Give every line back verbatim, dropping all images.
● ● ●
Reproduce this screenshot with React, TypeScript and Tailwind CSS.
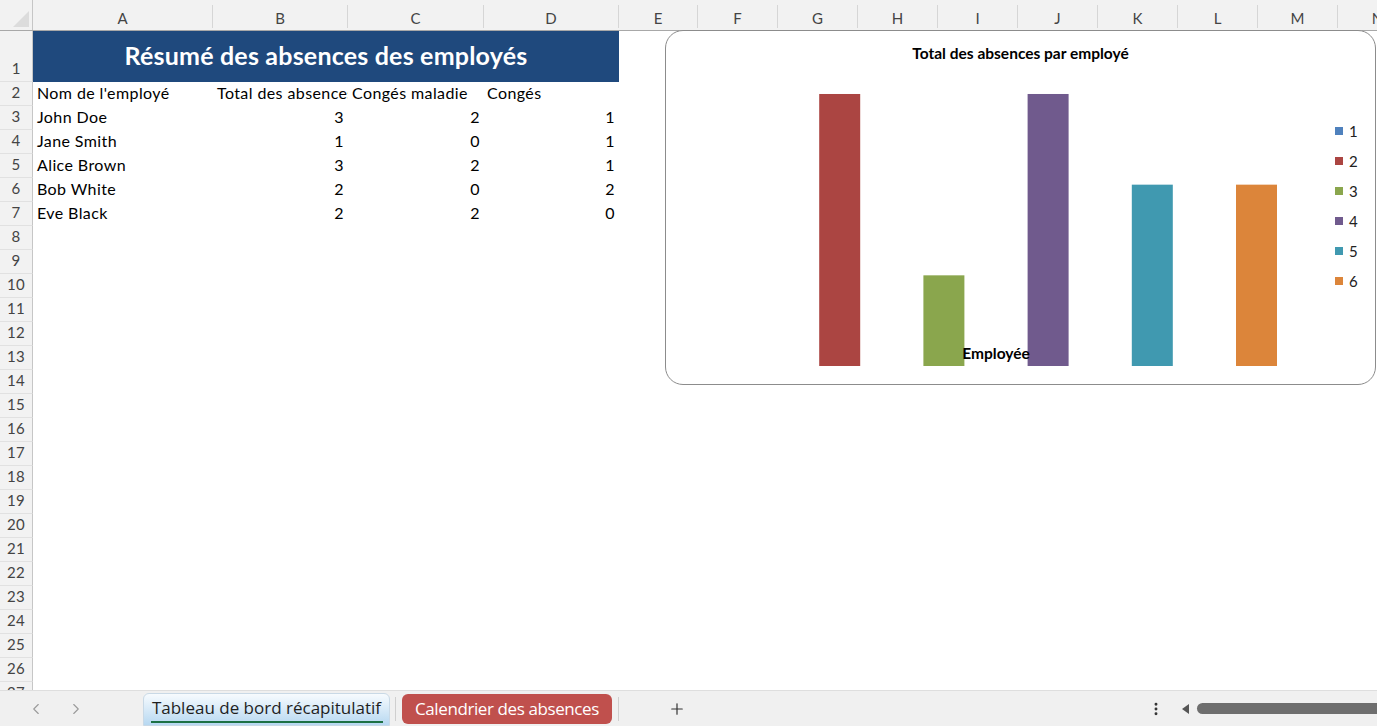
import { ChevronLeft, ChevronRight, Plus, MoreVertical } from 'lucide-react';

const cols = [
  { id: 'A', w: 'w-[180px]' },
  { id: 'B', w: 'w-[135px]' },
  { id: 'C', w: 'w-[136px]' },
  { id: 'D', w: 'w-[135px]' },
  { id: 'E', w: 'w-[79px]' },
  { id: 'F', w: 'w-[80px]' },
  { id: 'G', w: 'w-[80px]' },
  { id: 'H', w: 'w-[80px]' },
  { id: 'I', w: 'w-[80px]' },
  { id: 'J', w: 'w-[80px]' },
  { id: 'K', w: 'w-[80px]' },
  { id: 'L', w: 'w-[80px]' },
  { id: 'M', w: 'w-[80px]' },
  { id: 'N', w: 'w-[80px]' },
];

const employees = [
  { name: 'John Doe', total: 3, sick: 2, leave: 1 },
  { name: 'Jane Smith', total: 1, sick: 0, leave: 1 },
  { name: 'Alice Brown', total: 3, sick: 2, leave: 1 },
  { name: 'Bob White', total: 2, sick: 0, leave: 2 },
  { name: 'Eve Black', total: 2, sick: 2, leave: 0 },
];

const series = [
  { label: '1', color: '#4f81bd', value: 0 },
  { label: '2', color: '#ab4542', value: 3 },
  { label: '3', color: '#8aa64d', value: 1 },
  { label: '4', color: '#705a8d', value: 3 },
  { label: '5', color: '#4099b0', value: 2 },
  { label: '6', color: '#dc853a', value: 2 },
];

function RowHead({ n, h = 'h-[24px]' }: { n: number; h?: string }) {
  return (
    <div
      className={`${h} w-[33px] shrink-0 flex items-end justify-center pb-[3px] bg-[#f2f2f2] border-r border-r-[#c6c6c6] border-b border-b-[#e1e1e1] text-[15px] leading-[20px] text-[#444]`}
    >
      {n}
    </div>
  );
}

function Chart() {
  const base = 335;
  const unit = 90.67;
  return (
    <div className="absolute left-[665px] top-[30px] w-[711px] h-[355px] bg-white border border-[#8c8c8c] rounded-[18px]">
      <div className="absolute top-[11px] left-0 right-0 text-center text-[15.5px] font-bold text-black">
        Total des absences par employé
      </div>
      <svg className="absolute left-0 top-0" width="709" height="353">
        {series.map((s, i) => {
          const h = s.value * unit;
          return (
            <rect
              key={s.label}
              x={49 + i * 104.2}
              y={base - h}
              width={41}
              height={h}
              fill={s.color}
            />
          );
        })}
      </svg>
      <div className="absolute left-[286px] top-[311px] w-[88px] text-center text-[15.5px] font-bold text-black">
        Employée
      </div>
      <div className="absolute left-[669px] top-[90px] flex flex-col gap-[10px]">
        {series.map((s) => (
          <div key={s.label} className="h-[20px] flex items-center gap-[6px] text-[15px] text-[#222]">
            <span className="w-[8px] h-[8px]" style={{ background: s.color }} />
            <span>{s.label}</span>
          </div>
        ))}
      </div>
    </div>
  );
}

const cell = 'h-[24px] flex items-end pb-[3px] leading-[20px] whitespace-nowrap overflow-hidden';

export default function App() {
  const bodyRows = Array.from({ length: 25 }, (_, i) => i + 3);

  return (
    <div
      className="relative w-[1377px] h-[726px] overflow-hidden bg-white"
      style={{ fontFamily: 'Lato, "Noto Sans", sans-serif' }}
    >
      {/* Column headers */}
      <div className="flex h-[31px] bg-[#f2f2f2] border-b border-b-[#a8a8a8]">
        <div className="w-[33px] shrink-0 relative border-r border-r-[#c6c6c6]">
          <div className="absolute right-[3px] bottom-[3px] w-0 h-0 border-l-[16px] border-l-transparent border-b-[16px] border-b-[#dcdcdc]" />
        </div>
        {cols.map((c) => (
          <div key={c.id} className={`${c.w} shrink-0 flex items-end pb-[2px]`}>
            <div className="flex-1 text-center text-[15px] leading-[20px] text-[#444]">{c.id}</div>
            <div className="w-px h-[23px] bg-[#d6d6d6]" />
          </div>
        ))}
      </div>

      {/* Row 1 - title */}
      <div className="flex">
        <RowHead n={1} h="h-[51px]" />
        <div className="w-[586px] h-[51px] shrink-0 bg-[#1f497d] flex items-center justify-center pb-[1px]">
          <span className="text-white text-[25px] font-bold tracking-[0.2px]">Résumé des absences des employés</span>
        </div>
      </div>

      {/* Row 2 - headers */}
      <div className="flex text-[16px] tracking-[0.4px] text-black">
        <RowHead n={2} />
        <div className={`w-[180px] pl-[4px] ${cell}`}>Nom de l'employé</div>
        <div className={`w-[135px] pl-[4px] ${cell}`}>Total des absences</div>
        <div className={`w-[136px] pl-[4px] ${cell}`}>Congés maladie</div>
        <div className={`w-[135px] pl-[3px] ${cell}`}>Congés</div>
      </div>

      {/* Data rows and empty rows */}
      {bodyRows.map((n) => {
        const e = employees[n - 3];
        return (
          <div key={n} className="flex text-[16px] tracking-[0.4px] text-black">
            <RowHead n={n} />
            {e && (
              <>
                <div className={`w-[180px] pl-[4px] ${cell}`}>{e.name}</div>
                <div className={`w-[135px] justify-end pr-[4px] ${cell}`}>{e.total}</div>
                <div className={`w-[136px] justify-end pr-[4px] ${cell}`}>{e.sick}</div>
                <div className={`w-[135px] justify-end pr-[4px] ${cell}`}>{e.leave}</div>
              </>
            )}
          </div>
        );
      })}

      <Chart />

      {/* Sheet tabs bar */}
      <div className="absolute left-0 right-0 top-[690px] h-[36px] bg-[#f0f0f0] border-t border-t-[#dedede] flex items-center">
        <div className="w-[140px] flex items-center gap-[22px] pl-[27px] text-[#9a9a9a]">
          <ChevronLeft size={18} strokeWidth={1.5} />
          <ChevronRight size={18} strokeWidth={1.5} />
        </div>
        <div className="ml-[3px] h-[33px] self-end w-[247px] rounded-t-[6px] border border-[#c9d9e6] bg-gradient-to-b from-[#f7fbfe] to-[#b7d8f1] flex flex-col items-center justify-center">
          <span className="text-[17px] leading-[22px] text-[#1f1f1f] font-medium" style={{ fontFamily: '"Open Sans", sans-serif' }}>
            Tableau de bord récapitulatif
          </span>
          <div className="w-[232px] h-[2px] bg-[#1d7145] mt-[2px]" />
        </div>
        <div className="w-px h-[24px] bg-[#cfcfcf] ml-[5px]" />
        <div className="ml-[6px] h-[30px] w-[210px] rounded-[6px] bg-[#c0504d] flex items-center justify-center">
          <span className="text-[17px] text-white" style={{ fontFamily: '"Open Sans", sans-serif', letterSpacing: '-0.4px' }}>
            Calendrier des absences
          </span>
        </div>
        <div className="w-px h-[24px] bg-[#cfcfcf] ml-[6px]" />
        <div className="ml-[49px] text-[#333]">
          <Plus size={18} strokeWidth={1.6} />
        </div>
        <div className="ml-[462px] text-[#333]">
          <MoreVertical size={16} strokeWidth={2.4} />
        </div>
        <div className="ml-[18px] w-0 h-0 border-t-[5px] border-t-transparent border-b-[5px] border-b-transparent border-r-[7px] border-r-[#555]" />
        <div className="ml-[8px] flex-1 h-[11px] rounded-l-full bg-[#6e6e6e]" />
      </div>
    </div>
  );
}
● ● ●
Task result:
Reproduce this screenshot with React, TypeScript and Tailwind CSS.
import { ChevronLeft, ChevronRight, Plus, MoreVertical } from 'lucide-react';

const cols = [
  { id: 'A', w: 'w-[180px]' },
  { id: 'B', w: 'w-[135px]' },
  { id: 'C', w: 'w-[136px]' },
  { id: 'D', w: 'w-[135px]' },
  { id: 'E', w: 'w-[79px]' },
  { id: 'F', w: 'w-[80px]' },
  { id: 'G', w: 'w-[80px]' },
  { id: 'H', w: 'w-[80px]' },
  { id: 'I', w: 'w-[80px]' },
  { id: 'J', w: 'w-[80px]' },
  { id: 'K', w: 'w-[80px]' },
  { id: 'L', w: 'w-[80px]' },
  { id: 'M', w: 'w-[80px]' },
  { id: 'N', w: 'w-[80px]' },
];

const employees = [
  { name: 'John Doe', total: 3, sick: 2, leave: 1 },
  { name: 'Jane Smith', total: 1, sick: 0, leave: 1 },
  { name: 'Alice Brown', total: 3, sick: 2, leave: 1 },
  { name: 'Bob White', total: 2, sick: 0, leave: 2 },
  { name: 'Eve Black', total: 2, sick: 2, leave: 0 },
];

const series = [
  { label: '1', color: '#4f81bd', value: 0 },
  { label: '2', color: '#ab4542', value: 3 },
  { label: '3', color: '#8aa64d', value: 1 },
  { label: '4', color: '#705a8d', value: 3 },
  { label: '5', color: '#4099b0', value: 2 },
  { label: '6', color: '#dc853a', value: 2 },
];

function RowHead({ n, h = 'h-[24px]' }: { n: number; h?: string }) {
  return (
    <div
      className={`${h} w-[33px] shrink-0 flex items-end justify-center pb-[3px] bg-[#f2f2f2] border-r border-r-[#c6c6c6] border-b border-b-[#e1e1e1] text-[15px] leading-[20px] text-[#444]`}
    >
      {n}
    </div>
  );
}

function Chart() {
  const base = 335;
  const unit = 90.67;
  return (
    <div className="absolute left-[665px] top-[30px] w-[711px] h-[355px] bg-white border border-[#8c8c8c] rounded-[18px]">
      <div className="absolute top-[11px] left-0 right-0 text-center text-[15.5px] font-bold text-black">
        Total des absences par employé
      </div>
      <svg className="absolute left-0 top-0" width="709" height="353">
        {series.map((s, i) => {
          const h = s.value * unit;
          return (
            <rect
              key={s.label}
              x={49 + i * 104.2}
              y={base - h}
              width={41}
              height={h}
              fill={s.color}
            />
          );
        })}
      </svg>
      <div className="absolute left-[286px] top-[311px] w-[88px] text-center text-[15.5px] font-bold text-black">
        Employée
      </div>
      <div className="absolute left-[669px] top-[90px] flex flex-col gap-[10px]">
        {series.map((s) => (
          <div key={s.label} className="h-[20px] flex items-center gap-[6px] text-[15px] text-[#222]">
            <span className="w-[8px] h-[8px]" style={{ background: s.color }} />
            <span>{s.label}</span>
          </div>
        ))}
      </div>
    </div>
  );
}

const cell = 'h-[24px] flex items-end pb-[3px] leading-[20px] whitespace-nowrap overflow-hidden';

export default function App() {
  const bodyRows = Array.from({ length: 25 }, (_, i) => i + 3);

  return (
    <div
      className="relative w-[1377px] h-[726px] overflow-hidden bg-white"
      style={{ fontFamily: 'Lato, "Noto Sans", sans-serif' }}
    >
      {/* Column headers */}
      <div className="flex h-[31px] bg-[#f2f2f2] border-b border-b-[#a8a8a8]">
        <div className="w-[33px] shrink-0 relative border-r border-r-[#c6c6c6]">
          <div className="absolute right-[3px] bottom-[3px] w-0 h-0 border-l-[16px] border-l-transparent border-b-[16px] border-b-[#dcdcdc]" />
        </div>
        {cols.map((c) => (
          <div key={c.id} className={`${c.w} shrink-0 flex items-end pb-[2px]`}>
            <div className="flex-1 text-center text-[15px] leading-[20px] text-[#444]">{c.id}</div>
            <div className="w-px h-[23px] bg-[#d6d6d6]" />
          </div>
        ))}
      </div>

      {/* Row 1 - title */}
      <div className="flex">
        <RowHead n={1} h="h-[51px]" />
        <div className="w-[586px] h-[51px] shrink-0 bg-[#1f497d] flex items-center justify-center pb-[1px]">
          <span className="text-white text-[25px] font-bold tracking-[0.2px]">Résumé des absences des employés</span>
        </div>
      </div>

      {/* Row 2 - headers */}
      <div className="flex text-[16px] tracking-[0.4px] text-black">
        <RowHead n={2} />
        <div className={`w-[180px] pl-[4px] ${cell}`}>Nom de l'employé</div>
        <div className={`w-[135px] pl-[4px] ${cell}`}>Total des absences</div>
        <div className={`w-[136px] pl-[4px] ${cell}`}>Congés maladie</div>
        <div className={`w-[135px] pl-[3px] ${cell}`}>Congés</div>
      </div>

      {/* Data rows and empty rows */}
      {bodyRows.map((n) => {
        const e = employees[n - 3];
        return (
          <div key={n} className="flex text-[16px] tracking-[0.4px] text-black">
            <RowHead n={n} />
            {e && (
              <>
                <div className={`w-[180px] pl-[4px] ${cell}`}>{e.name}</div>
                <div className={`w-[135px] justify-end pr-[4px] ${cell}`}>{e.total}</div>
                <div className={`w-[136px] justify-end pr-[4px] ${cell}`}>{e.sick}</div>
                <div className={`w-[135px] justify-end pr-[4px] ${cell}`}>{e.leave}</div>
              </>
            )}
          </div>
        );
      })}

      <Chart />

      {/* Sheet tabs bar */}
      <div className="absolute left-0 right-0 top-[690px] h-[36px] bg-[#f0f0f0] border-t border-t-[#dedede] flex items-center">
        <div className="w-[140px] flex items-center gap-[22px] pl-[27px] text-[#9a9a9a]">
          <ChevronLeft size={18} strokeWidth={1.5} />
          <ChevronRight size={18} strokeWidth={1.5} />
        </div>
        <div className="ml-[3px] h-[33px] self-end w-[247px] rounded-t-[6px] border border-[#c9d9e6] bg-gradient-to-b from-[#f7fbfe] to-[#b7d8f1] flex flex-col items-center justify-center">
          <span className="text-[17px] leading-[22px] text-[#1f1f1f] font-medium" style={{ fontFamily: '"Open Sans", sans-serif' }}>
            Tableau de bord récapitulatif
          </span>
          <div className="w-[232px] h-[2px] bg-[#1d7145] mt-[2px]" />
        </div>
        <div className="w-px h-[24px] bg-[#cfcfcf] ml-[5px]" />
        <div className="ml-[6px] h-[30px] w-[210px] rounded-[6px] bg-[#c0504d] flex items-center justify-center">
          <span className="text-[17px] text-white" style={{ fontFamily: '"Open Sans", sans-serif', letterSpacing: '-0.4px' }}>
            Calendrier des absences
          </span>
        </div>
        <div className="w-px h-[24px] bg-[#cfcfcf] ml-[6px]" />
        <div className="ml-[49px] text-[#333]">
          <Plus size={18} strokeWidth={1.6} />
        </div>
        <div className="ml-[462px] text-[#333]">
          <MoreVertical size={16} strokeWidth={2.4} />
        </div>
        <div className="ml-[18px] w-0 h-0 border-t-[5px] border-t-transparent border-b-[5px] border-b-transparent border-r-[7px] border-r-[#555]" />
        <div className="ml-[8px] flex-1 h-[11px] rounded-l-full bg-[#6e6e6e]" />
      </div>
    </div>
  );
}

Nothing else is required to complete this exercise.